The New Gilded Age
by Roger Lyons
Switched on the TV one night during BC week for The News Hour in time to catch the last segment of the Nightly Business Report, which was an upbeat piece on the bright outlook for luxury retail sales–$20,000 handbags, $85,000 watches, and the like. One Madison Avenue retailer explained that they’d made a mistake last year when they advertised on-sale prices. It had the unexpected consequence of cheapening those items. It turns out that the top priority when buying luxury items is to spend as lavishly as possible.
Obviously, the luxury retailers hadn’t read their Thorstein Veblen. Neither had the business press, otherwise they wouldn’t have been so upbeat. I thought I’d entered a time warp into the 1890s, which Mark Twain called “the gilded age.”
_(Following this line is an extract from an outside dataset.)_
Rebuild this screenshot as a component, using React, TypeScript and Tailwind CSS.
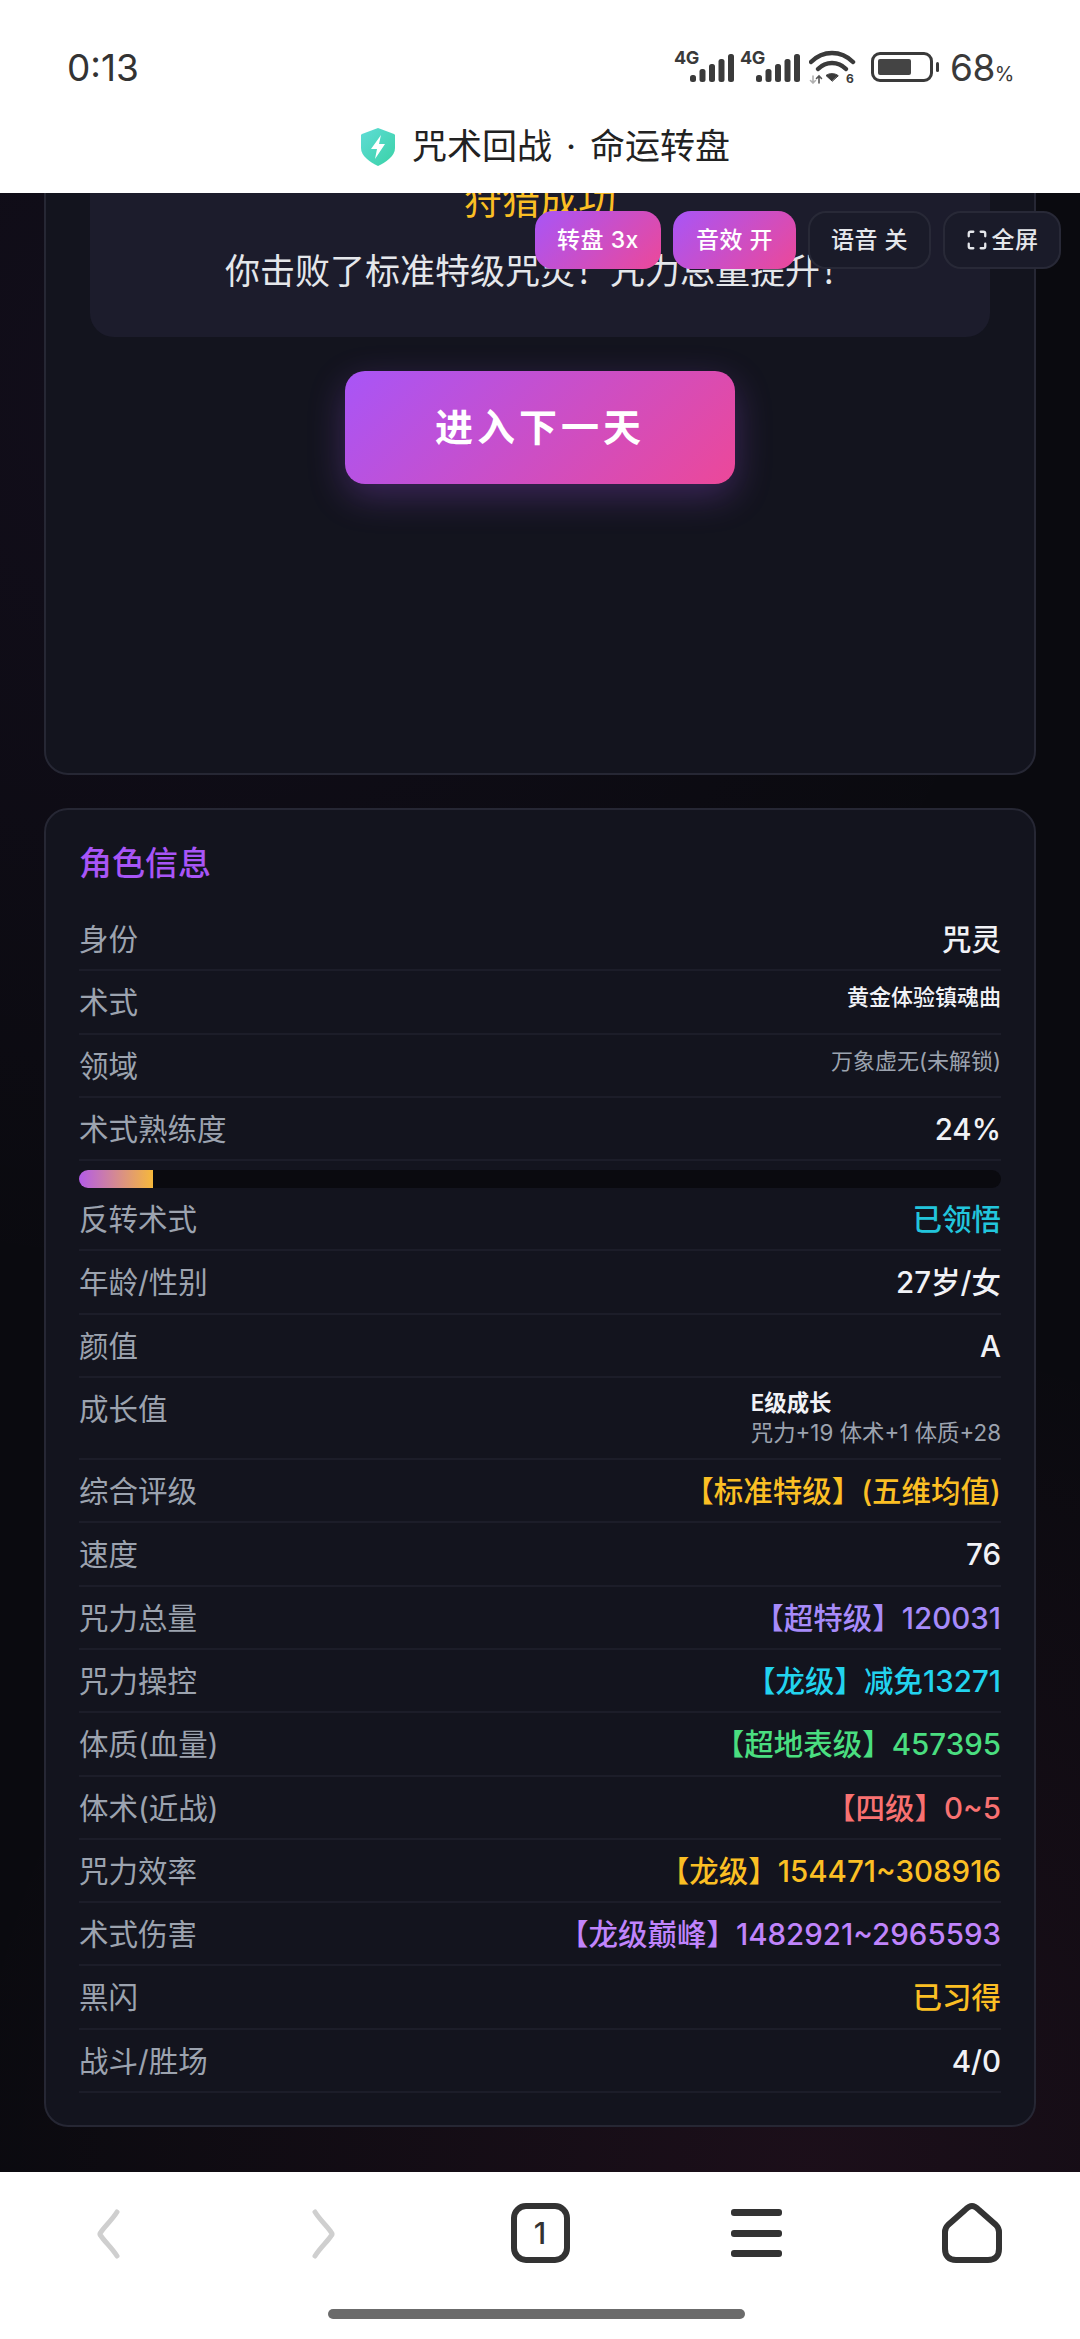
import React from "react";
import { Maximize } from "lucide-react";

type Row = { label: string; value: string; color?: string; size?: string };

const rowsA: Row[] = [
  { label: "身份", value: "咒灵" },
  { label: "术式", value: "黄金体验镇魂曲", size: "text-[22px]" },
  { label: "领域", value: "万象虚无(未解锁)", size: "text-[22px]", color: "text-[#9ca3af] font-normal" },
  { label: "术式熟练度", value: "24%" },
];
const rowsB: Row[] = [
  { label: "反转术式", value: "已领悟", color: "text-[#22c5dc]" },
  { label: "年龄/性别", value: "27岁/女" },
  { label: "颜值", value: "A" },
];
const rowsC: Row[] = [
  { label: "综合评级", value: "【标准特级】(五维均值)", color: "text-[#fbbf24]" },
  { label: "速度", value: "76" },
  { label: "咒力总量", value: "【超特级】120031", color: "text-[#a78bfa]" },
  { label: "咒力操控", value: "【龙级】减免13271", color: "text-[#22d3ee]" },
  { label: "体质(血量)", value: "【超地表级】457395", color: "text-[#4ade80]" },
  { label: "体术(近战)", value: "【四级】0~5", color: "text-[#f87171]" },
  { label: "咒力效率", value: "【龙级】154471~308916", color: "text-[#fbbf24]" },
  { label: "术式伤害", value: "【龙级巅峰】1482921~2965593", color: "text-[#c084fc]" },
  { label: "黑闪", value: "已习得", color: "text-[#fbbf24]" },
  { label: "战斗/胜场", value: "4/0" },
];

function InfoRow({ label, value, color, size }: Row) {
  return (
    <div className="flex items-start justify-between border-b-2 border-[#1c1d29] py-[10px] h-[63.3px]">
      <span className="text-[29.5px] leading-[42px] text-[#9ca3af]">{label}</span>
      <span className={`${size ?? "text-[29.5px] leading-[42px]"} ${size ? "leading-[33px]" : ""} font-medium ${color ?? "text-[#f1f2f6]"}`}>
        {value}
      </span>
    </div>
  );
}

function Bars() {
  return (
    <svg width="44" height="28" viewBox="0 0 44 28" className="absolute left-[16px] top-[3px]" fill="#3a3a3a">
      <rect x="0" y="21" width="6" height="7" rx="2.5" />
      <rect x="9.5" y="15" width="6" height="13" rx="2.5" />
      <rect x="19" y="10" width="6" height="18" rx="2.5" />
      <rect x="28.5" y="5" width="6" height="23" rx="2.5" />
      <rect x="38" y="0" width="6" height="28" rx="2.5" />
    </svg>
  );
}

function Signal() {
  return (
    <div className="relative w-[60px] h-[32px]">
      <span className="absolute left-0 -top-[3px] text-[18px] leading-[20px] font-bold text-[#3a3a3a] tracking-[-0.5px]">4G</span>
      <Bars />
    </div>
  );
}

function TopButton({ active, children, w }: { active?: boolean; children: React.ReactNode; w: string }) {
  return (
    <div
      className={`${w} h-[58px] rounded-[18px] flex items-center justify-center gap-[4px] text-[23px] font-medium tracking-[0.5px] ${
        active
          ? "bg-[linear-gradient(135deg,#a855f7,#ec4899)] text-white"
          : "bg-[#1a1b29] border-2 border-[#282937] text-[#e5e7eb]"
      }`}
    >
      {children}
    </div>
  );
}

export default function App() {
  return (
    <div className="relative w-[1080px] h-[2339px] flex flex-col overflow-hidden bg-white font-['Inter','Noto_Sans_CJK_SC',sans-serif]">
      {/* browser header */}
      <header className="h-[193px] shrink-0 bg-white flex flex-col">
        <div className="h-[127px] flex justify-between pl-[67px] pr-[66px] pt-[45px]">
          <span className="text-[37px] leading-[46px] text-[#333]">0:13</span>
          <div className="flex items-start pt-[6px] gap-[6px]">
            <Signal />
            <Signal />
            <svg width="48" height="34" viewBox="0 0 48 34" className="ml-[3px] -mt-[1px]" fill="none" stroke="#3a3a3a" strokeLinecap="round">
              <path d="M2 12 C14 0 32 0 44 12" strokeWidth="4.5" />
              <path d="M9 19 C17 11 29 11 37 19" strokeWidth="4.5" />
              <path d="M23 31 L17 25.5 C20 23 26 23 29 25.5 Z" fill="#3a3a3a" strokeWidth="1" />
              <path d="M4 26 V33 M1.5 30.5 L4 33 L6.5 30.5" stroke="#b0b0b0" strokeWidth="1.6" />
              <path d="M10 33 V26 M7.5 28.5 L10 26 L12.5 28.5" stroke="#555" strokeWidth="1.6" />
              <text x="37" y="33" fontSize="12" fontWeight="700" fill="#3a3a3a" stroke="none">6</text>
            </svg>
            <div className="ml-[8px] flex items-center gap-[3px] mt-[1px]">
              <div className="w-[62px] h-[30px] rounded-[9px] border-[3px] border-[#3a3a3a] p-[4px]">
                <div className="h-full w-[33px] bg-[#444] rounded-[2px]" />
              </div>
              <div className="w-[3px] h-[10px] bg-[#3a3a3a] rounded-[2px]" />
            </div>
            <span className="ml-[5px] -mt-[6px] text-[37px] leading-[46px] text-[#3a3a3a] tracking-[-0.5px]">
              68<span className="text-[20px]">%</span>
            </span>
          </div>
        </div>
        <div className="flex items-center justify-center gap-[17px] h-[39px] pl-[11px]">
          <svg width="34" height="38" viewBox="0 0 34 38">
            <defs>
              <linearGradient id="sh" x1="0" y1="0" x2="1" y2="1">
                <stop offset="0" stopColor="#5fdcd6" />
                <stop offset="1" stopColor="#3ad2a6" />
              </linearGradient>
            </defs>
            <path d="M17 0 L33 6 C34 6.5 34 7 34 8 V20 C34 28 25 34 17 38 C9 34 0 28 0 20 V8 C0 7 0 6.5 1 6 Z" fill="url(#sh)" />
            <path d="M20 7 L10 21 H16 L14 31 L24 16 H18 Z" fill="#fff" />
          </svg>
          <span className="text-[35px] leading-[39px] text-[#222]">
            咒术回战<span className="mx-[14px]">·</span>命运转盘
          </span>
        </div>
      </header>

      {/* page */}
      <main className="flex-1 min-h-0 overflow-hidden px-[44px] bg-[#0a0a0f] bg-[radial-gradient(circle_at_15%_10%,rgba(168,85,247,0.05),transparent_45%),radial-gradient(circle_at_75%_100%,rgba(236,72,153,0.08),transparent_40%)]">
        <section className="-mt-[60px] rounded-[24px] border-2 border-[#262734] bg-[#13141e] px-[44px] pt-[10px] pb-[289px]">
          <div className="rounded-[24px] bg-[#1c1c2c] pt-[27px] pb-[40px] flex flex-col items-center gap-[16px]">
            <div className="text-[38px] leading-[57px] text-[#fbbf24]">狩猎成功</div>
            <div className="text-[35px] leading-[52px] text-[#e5e7eb]">你击败了标准特级咒灵！咒力总量提升！</div>
          </div>
          <div className="mt-[34px] flex justify-center">
            <button className="w-[390px] h-[113px] rounded-[20px] bg-[linear-gradient(135deg,#a855f7,#ec4899)] text-white text-[38px] font-bold tracking-[4px] shadow-[0_12px_36px_rgba(168,85,247,0.28)]">
              进入下一天
            </button>
          </div>
        </section>

        <section className="mt-[33px] h-[1319px] rounded-[24px] border-2 border-[#262734] bg-[#13141e] px-[33px] pt-[31px]">
          <h2 className="text-[33px] leading-[44px] font-medium text-[#a855f7] mb-[23px]">角色信息</h2>
          {rowsA.map((r) => (
            <InfoRow key={r.label} {...r} />
          ))}
          <div className="mt-[9px] h-[18px] rounded-full bg-[#0a0a0f] overflow-hidden">
            <div className="h-full w-[74px] bg-[linear-gradient(90deg,#b35be8,#f6b83b)]" />
          </div>
          {rowsB.map((r) => (
            <InfoRow key={r.label} {...r} />
          ))}
          <div className="flex items-start justify-between border-b-2 border-[#1c1d29] pt-[10px] h-[82px]">
            <span className="text-[29.5px] leading-[42px] text-[#9ca3af]">成长值</span>
            <div className="text-[22.4px] leading-[30px]">
              <div className="font-semibold text-[#f1f2f6]">E级成长</div>
              <div className="text-[#9ca3af]">咒力+19 体术+1 体质+28</div>
            </div>
          </div>
          {rowsC.map((r) => (
            <InfoRow key={r.label} {...r} />
          ))}
        </section>
      </main>

      {/* floating controls */}
      <div className="absolute top-[211px] right-[19px] flex gap-[12px]">
        <TopButton active w="w-[126px]">转盘 3x</TopButton>
        <TopButton active w="w-[123px]">音效 开</TopButton>
        <TopButton w="w-[123px]">语音 关</TopButton>
        <TopButton w="w-[118px]">
          <Maximize size={22} strokeWidth={2.5} />
          全屏
        </TopButton>
      </div>

      {/* browser nav */}
      <footer className="h-[167px] shrink-0 bg-white flex flex-col items-center">
        <div className="w-full grid grid-cols-5 justify-items-center pt-[37px] h-[137px]">
          <svg width="24" height="50" viewBox="0 0 24 50" fill="none" stroke="#cfcfcf" strokeWidth="5" strokeLinecap="round" strokeLinejoin="round">
            <path d="M21 3 C16 11 9 17 5 23 Q3 25 5 27 C9 33 16 39 21 47" />
          </svg>
          <svg width="24" height="50" viewBox="0 0 24 50" fill="none" stroke="#cfcfcf" strokeWidth="5" strokeLinecap="round" strokeLinejoin="round">
            <path d="M3 3 C8 11 15 17 19 23 Q21 25 19 27 C15 33 8 39 3 47" />
          </svg>
          <div className="w-[59px] h-[60px] -mt-[6px] rounded-[15px] border-[6px] border-[#333] flex items-center justify-center text-[30px] font-medium leading-none text-[#333]">
            1
          </div>
          <div className="w-[51px] h-[48px] flex flex-col justify-between">
            <div className="h-[7px] rounded-[3px] bg-[#333]" />
            <div className="h-[7px] rounded-[3px] bg-[#333]" />
            <div className="h-[7px] rounded-[3px] bg-[#333]" />
          </div>
          <svg width="60" height="60" viewBox="0 0 60 60" className="-mt-[6px]" fill="none" stroke="#333" strokeWidth="6" strokeLinejoin="round">
            <path d="M30 3 C27 3 25 5 23 7 L6 22 C4 24 3 26 3 29 V46 C3 53 7 57 14 57 H46 C53 57 57 53 57 46 V29 C57 26 56 24 54 22 L37 7 C35 5 33 3 30 3 Z" />
          </svg>
        </div>
        <div className="w-[417px] h-[10px] rounded-full bg-[#6b6b6b] mr-[7px]" />
      </footer>
    </div>
  );
}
Even if Veblen had written his Theory of the Leisure Class in 1999 instead of a century before, he would still have put those $85,000 watches down to “conspicuous consumption,” but he would have to revise what he said about buying racehorses. Back then, owning a racehorse was a mark of social rank, which, as Theodore Dreiser shows in his novels of the time, was the prime fetish of the gilded age. What owning a racehorse has become would have to fall under Veblen’s less-known Theory of Business Enterprise, published in 1904. How far thoroughbred breeding and racing have been drawn into the business-industrial vortex is a particularly discrete measure of historical change, but it will do.
To commercial breeders–the primary producers–money spent on racing and breeding stock at the sales in Lexington recently goes down on the balance sheets as something like effective demand. That’s what those sales feel like when commercial breeders pay their bills. But, in fact, that investment only masquerades as effective demand. As I’ve previously pointed out, it’s actually a secondary supply function, which is why it’s called investment.
To find the racehorse production and investment industry’s demand side, you must cast your gaze across America’s widening socio-economic divide.
On BC Friday I made the one-hour drive down to Newkirk, Ok, where there’s a Kaw Nation casino with OTB, to buy three BC superfectas. It’s an incentive program for my company’s employees–that is to say, Jackie and me. I couldn’t do it locally because, although I love Kansas, I have to admit Thomas Frank is right about what’s wrong with it. The South Wind Casino in Newkirk was filled almost to capacity with retirees, people who have time on their hands and enough retirement income to enjoy some simple pleasures.
To me, that scene was the spitting image of racing’s tenuous relation to its effective demand. By contrast with American retirees, unemployed Americans of working age are no longer relevant to the thoroughbred industry because they have no purchasing power. People with work are working more than ever before–and for lower wages–just to make ends meet. They’re becoming increasingly irrelevant to the thoroughbred industry because they don’t have the time.
The first segment on The News Hour turned out to be a report on the conclusions of the President’s national deficit-reduction commission. It’s clear the deals that are about to be made will have the predictable effect of deepening the demand slump we’re now stuck in–oh, except for those $85,000 watches.
What does this have to do with the thoroughbred industry? Everything, because now we know for sure that the health of racing is not about Wall Street, conspicuous consumption, or the supply side. It’s about broadly shared economic prosperity. The thoroughbred production and investment industry is losing its effective demand as more and more ordinary people fall victim to our country’s pernicious supply-side economic policies.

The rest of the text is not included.